Anyway, my point is that both sides of my family genuinely appreciate children. They weren't "crunchy" by any means, I wasn't breastfed, or worn, and gentle parenting wasn't really a thing. But, I can definitely see healthy attachments between parents and their children overall. Because the adults like kids, love holding babies, enjoy interacting with kids of all ages, and generally treat them like human beings and integral parts of the family. All ages mingle at family gatherings. All my Boomer aunts and uncles-as well as the Silent Generation greats-- are the best grandparents, with close relationships with their own adult children.

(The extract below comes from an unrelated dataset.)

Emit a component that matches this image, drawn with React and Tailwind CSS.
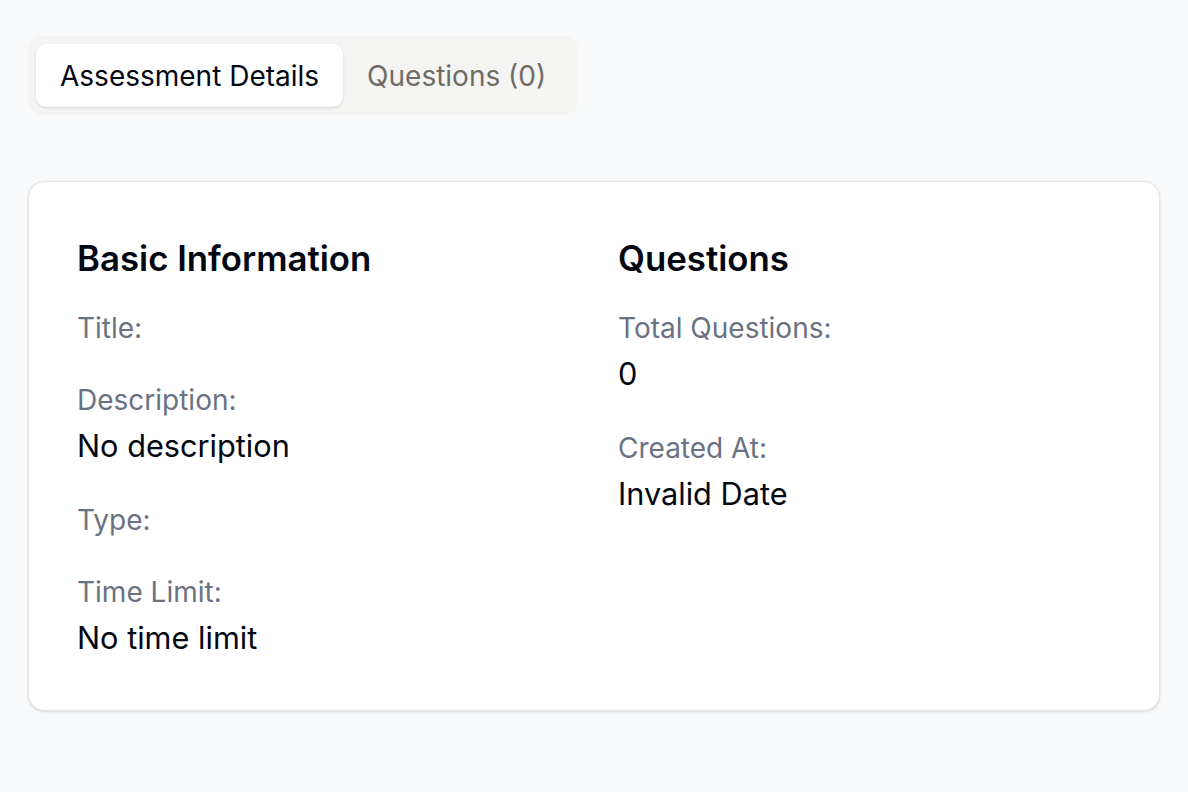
import { useState } from 'react';

const basicInfo = [
    { label: 'Title:', value: '' },
    { label: 'Description:', value: 'No description' },
    { label: 'Type:', value: '' },
    { label: 'Time Limit:', value: 'No time limit' },
];

const questionInfo = [
    { label: 'Total Questions:', value: '0' },
    { label: 'Created At:', value: 'Invalid Date' },
];

function Field({ label, value }) {
    return (
        <div className="flex flex-col">
            <p className="text-[28px] leading-[40px] text-gray-500">{label}</p>
            {value ? <p className="mt-[4px] text-[30.7px] leading-[44px] text-gray-950">{value}</p> : null}
        </div>
    );
}

function Section({ title, fields }) {
    return (
        <div>
            <h3 className="text-[34.8px] leading-[56px] font-semibold text-gray-950 mb-[22px]">{title}</h3>
            <div className="flex flex-col gap-[32px]">
                {fields.map(f => (
                    <Field key={f.label} label={f.label} value={f.value} />
                ))}
            </div>
        </div>
    );
}

export default function App() {
    const [tab, setTab] = useState('details');

    return (
        <div className="min-h-screen bg-[#f8f9fa] px-[28px] pt-[36px] pb-10 font-['Inter',sans-serif]">
            <div className="inline-flex items-center rounded-[14px] bg-[#f4f4f2] p-[8px]">
                <button
                    onClick={() => setTab('details')}
                    className={`h-[63px] px-[24px] rounded-[10px] text-[28px] ${tab === 'details' ? 'bg-white text-gray-950 shadow-sm' : 'text-[#6f6b67]'}`}
                >
                    Assessment Details
                </button>
                <button
                    onClick={() => setTab('questions')}
                    className={`h-[63px] px-[24px] rounded-[10px] text-[28px] ${tab === 'questions' ? 'bg-white text-gray-950 shadow-sm' : 'text-[#6f6b67]'}`}
                >
                    Questions (0)
                </button>
            </div>

            <div className="mt-[66px] bg-white border border-[#e4e4e4] rounded-[16px] shadow-sm p-[48px] pb-[50px]">
                <div className="grid grid-cols-2 gap-[48px]">
                    <Section title="Basic Information" fields={basicInfo} />
                    <Section title="Questions" fields={questionInfo} />
                </div>
            </div>
        </div>
    );
}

And it's this fundamental attitude that I found lacking in the larger culture around me, where children and babies are considered a nuisance and a burden. I would call this attitude the fundamentals of "attachment"-- overall responding to and caring about your kids' needs and not dismissing them. Which can be completely separate to the "attachment parenting" choices about feeding, sleeping, etc. I do agree that the AP behaviors help develop that attitude (and made life much easier for me as a parent), but they are the tools to get there, rather than "the thing" itself.
My family certainly isn't perfect... some dysfunctional communication, less than ideal parenting decisions and attitudes on some things, they're not all on the right side of the fence politically/socially (IMO). I'm not proud of every individual, and there are people I'm more distance from. But, I can see the benefits of core attachment principals (the theory, not parenting style) throughout the generations in terms of how family is treated. And I think each generation for the most part has gotten better at parenting because we had a decent (if imperfect and slightly cracked in places) foundation.